Malattie rare e paesi in via di sviluppo: un binomio troppo spesso assente dato che, nei paesi emergenti, la maggior parte delle ricerche riguarda malattie infettive o temi ambientali.
Per sensibilizzare sanitari e ricercatori sull’importanza di studiare le malattie rare anche nei paesi del Sud del mondo, in particolare nel bacino del Mediterraneo e in Medio Oriente, la Fondazione francese per le malattie rare e la TWAS hanno bandito un concorso che premia un progetto di divulgazione e promozione della consapevolezza sulle malattie rare in area mediterranea.
Vincitrice è Sonia Abdelhak, responsabile del Laboratorio di genomica biomedica e oncogenetica dell’Istituto Pasteur di Tunisi, e capocordata di un consorzio con partner in Marocco, Algeria, Tunisia, Libia, Mauritania e Francia. Abdelhak coordina il progetto europeo Genomedika, che sviluppa e interseca competenze in genomica medica, malattie non comunicabili e cooperazione internazionale.
Il progetto del consorzio, che si è imposto su 19 diverse proposte internazionali di collaborazione, è articolato e a partecipazione gratuita: prevede l’organizzazione del convegno scientifico “Consanguineità e malattie rare: sfide e prospettive nell’era post-genomica”, di tavole rotonde, focus group e lezioni frontali sulle più recenti metodiche di analisi dei dati che si producono con tecniche di genomica e post-genomica. L’evento, che si terrà a Tunisi il prossimo settembre, si rivolge a un centinaio di esperti, tra personale sanitario, ricercatori di genetica umana e molecolare, mentre le tavole rotonde e le lezioni frontali sono a frequenza ristretta, dedicate a giovani ricercatori.
Quali ricadute si prevedono? “Vorremmo che il convegno richiamasse l’attenzione di sanitari e ricercatori sulla crescente diffusione delle malattie rare e che permettesse di condividere es superare alcuni problemi che interessano quest’area geografica” spiega Abdelhak. “Per quanto riguarda le malattie rare, che colpiscono meno di un individuo su 2000, i paesi nordafricani stanno vivendo una transizione epidemiologica: malattie non comunicabili come sordità, cecità, malattie del cavo orale o sessualmente trasmissibili sono in aumento, e stanno diventando una priorità di salute pubblica”.
Le malattie genetiche note sono circa 7000. Quelle definite rare (1/2000 nati vivi) colpiscono il 6-8% della popolazione mondiale, e rappresentano un problma non trascurabile di salute pubblica. Il Mediterraneo e le regioni limitrofe sono particolarmente interessati dal problema a causa di fattori demografici, storici e sociali.

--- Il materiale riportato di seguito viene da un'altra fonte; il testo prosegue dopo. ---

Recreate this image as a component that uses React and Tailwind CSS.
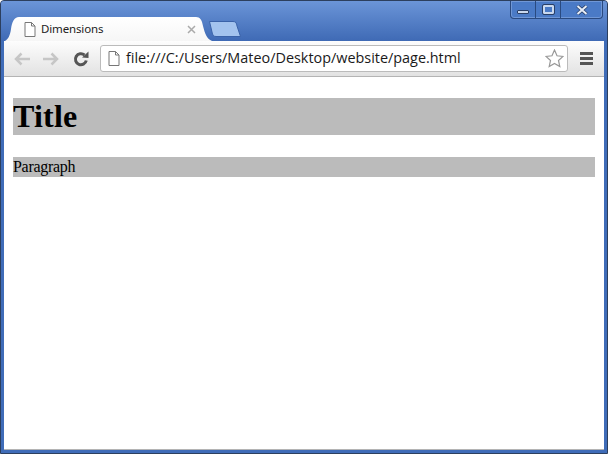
function PageIcon({ className }) {
  return (
    <svg className={className} width="12" height="15" viewBox="0 0 12 15" fill="none">
      <path d="M1 .5h6.500L11 4v10.500H1z" fill="#fff" stroke="#777" />
      <path d="M7.500 .5V4H11" stroke="#777" />
    </svg>
  );
}

function Tab() {
  return (
    <div className="relative w-[207px] h-[24px] shrink-0">
      <svg className="absolute inset-0" width="207" height="24" viewBox="0 0 207 24">
        <defs>
          <linearGradient id="tab" x1="0" y1="0" x2="0" y2="1">
            <stop offset="0" stopColor="#ffffff" />
            <stop offset="1" stopColor="#f6f6f6" />
          </linearGradient>
        </defs>
        <path
          d="M0 24C3 22 5 19 6 12C7 5 9 0 14 0H191C195 0 197 3 198 9C200 17 202 22 207 24Z"
          fill="url(#tab)"
        />
      </svg>
      <div className="relative flex items-center h-full pl-[19px]">
        <PageIcon />
        <span className="ml-[5px] w-[62px] whitespace-nowrap text-[11.500px] leading-none font-['Noto_Sans',sans-serif] text-[#222] tracking-[-0.15px]">Dimensions</span>
        <svg className="ml-[84px]" width="9" height="9" viewBox="0 0 9 9" stroke="#aaa" strokeWidth="1.500">
          <path d="M1 1l7 7M8 1l-7 7" />
        </svg>
      </div>
    </div>
  );
}

function NewTab() {
  return (
    <svg className="mb-[4px] -ml-[3px] shrink-0" width="32" height="16" viewBox="0 0 32 16">
      <path
        d="M.5 .5H24C27 .5 27.500 2 28 5L31.500 15.500H7C4.500 15.500 3.500 14 3 11L.5 .5Z"
        fill="#a3c3ee"
        stroke="#3a62a8"
      />
    </svg>
  );
}

function WindowControls() {
  return (
    <div className="ml-auto self-start flex h-[18px] mr-[4px] border border-t-0 border-[#2a4a80] rounded-b-[4px] bg-[#4a7ac6] shadow-[inset_0_0_0_1px_#7097d6]">
      <div className="w-[25px] flex items-center justify-center border-r border-[#2a4a80]">
        <div className="w-[12px] h-[4px] mt-[4px] bg-[#c9d8ee] border border-[#2a3f66] rounded-[1px]" />
      </div>
      <div className="w-[25px] flex items-center justify-center border-r border-[#2a4a80]">
        <div className="w-[11px] h-[9px] border-2 border-[#c9d8ee] outline outline-[#2a3f66] rounded-[1px]" />
      </div>
      <div className="w-[41px] flex items-center justify-center">
        <svg width="12" height="10" viewBox="0 0 12 10">
          <path d="M1.500 1l9 8M10.500 1l-9 8" stroke="#2a3f66" strokeWidth="3.500" />
          <path d="M1.500 1l9 8M10.500 1l-9 8" stroke="#e6edf8" strokeWidth="2" />
        </svg>
      </div>
    </div>
  );
}

function Arrow({ flip }) {
  return (
    <svg className={flip ? "rotate-180" : ""} width="16" height="14" viewBox="0 0 16 14" fill="none" stroke="#c6c6c6" strokeWidth="2.500">
      <path d="M7.500 1.500L2 7l5.500 5.500M2 7h14" />
    </svg>
  );
}

function Toolbar() {
  return (
    <div className="h-[36px] flex items-center bg-gradient-to-b from-[#fdfdfd] to-[#e2e2e2] border-b border-[#b4b4b4] pl-[10px]">
      <Arrow />
      <div className="w-[13px]" />
      <Arrow flip />
      <svg className="ml-[14px]" width="16" height="16" viewBox="0 0 16 16" fill="none">
        <path d="M13.300 9.500A5.500 5.500 0 1 1 11.500 4" stroke="#555" strokeWidth="3" />
        <path d="M9 6.500L15.500 7V.5z" fill="#555" />
      </svg>
      <div className="ml-[11px] w-[468px] h-[27px] flex items-center bg-white border border-[#bbb] rounded-[3px] pl-[7px] pr-[3px]">
        <PageIcon />
        <span className="ml-[6px] text-[14.400px] leading-none font-['Open_Sans',sans-serif] text-[#1a1a1a]">
          file:///C:/Users/Mateo/Desktop/website/page.html
        </span>
        <svg className="ml-auto" width="19" height="19" viewBox="0 0 19 19" fill="#fff" stroke="#999" strokeWidth="1.200">
          <path d="M9.500 1l2.500 5.800 6 .6-4.500 4.100 1.300 6L9.500 14.400 4.200 17.500l1.300-6L1 7.400l6-.6z" />
        </svg>
      </div>
      <div className="ml-[12px] w-[13px] flex flex-col gap-[2px]">
        <div className="h-[3px] bg-[#555]" />
        <div className="h-[3px] bg-[#555]" />
        <div className="h-[3px] bg-[#555]" />
      </div>
    </div>
  );
}

export default function App() {
  return (
    <div className="w-[608px] h-[454px] flex flex-col bg-[#3f6cb8] border border-[#2c3f5e] rounded-t-[4px] overflow-hidden">
      {/* Title bar */}
      <div className="h-[40px] shrink-0 flex items-end pl-[4px] bg-gradient-to-b from-[#6b95d8] to-[#3f6ab5]">
        <Tab />
        <NewTab />
        <WindowControls />
      </div>

      {/* Browser body */}
      <div className="flex-1 flex flex-col mx-[3px] mb-[3px] bg-white border-b border-[#b4b4b4]">
        <Toolbar />
        <div className="flex-1 bg-white p-[9px] pt-[21px] font-['Liberation_Serif',serif] text-black">
          <h1 className="h-[37px] mb-[22px] bg-[#bbbbbb] text-[32px] leading-[37px] font-bold tracking-[0.2px]">Title</h1>
          <p className="h-[20px] bg-[#bbbbbb] text-[16px] leading-[20px] tracking-[-0.3px]">Paragraph</p>
        </div>
      </div>
    </div>
  );
}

Un esempio che il consorzio cita è lo xeroderma pigmentoso (malattia genetica che determina elevata fotosensibilità, presidisposizione allo sviluppo di tumori cutanei, prematuro invecchiamento della pelle) che compare solo quando entrambi i geni che una persona eredita dal padre e dalla madre sono malati, e che mostra una frequenza significativamante elevata nelle popolazioni nordafricane. “La prevalenza di questa malattia – spiega Abdelhak – è 10 volte maggiore qui che nel resto dell’Europa e oltre l’80 per cento dei bambini colpiti è figlio di matrimoni tra consanguinei”. Le malattie genetiche presenti in Nord Africa sono più di 500. Di queste, ben 400 sono presenti in Tunisia, ma per circa la metà di esse non è ancora noto il problema a livello molecolare.
Durante gli ultimi 20 anni, la diffusione di indagini genetiche e di collaborazioni transfrontaliere hanno permesso di mettere a punto di test e programmi di screening per determinare le basi genetiche di molte malattie. Molto resta ancora da fare. Focalizzarsi sulle malattie rare in questa regione, avviando progetti di cooperazione euro-mediterranea, significa sviluppare e adattare localmente strategie già presenti altrove; ridurre il gap genomico tenendo in considerazione aspetti etici e sociali locali; migliorare anche localmente la conoscenza e la gestione dlle malattie rare.
In tal senso, la partnership tra la Fondazione francese per le malattie rare e la TWAS appare strategica per lo sviluppo di una regione, come il bacino del Mediterraneo, dove insistono 400 milioni di persone. Ed è in linea con la mission delle due istituzioni: mettere in rete gli attori della ricerca e promuovere in tal modo il benessere dei popoli.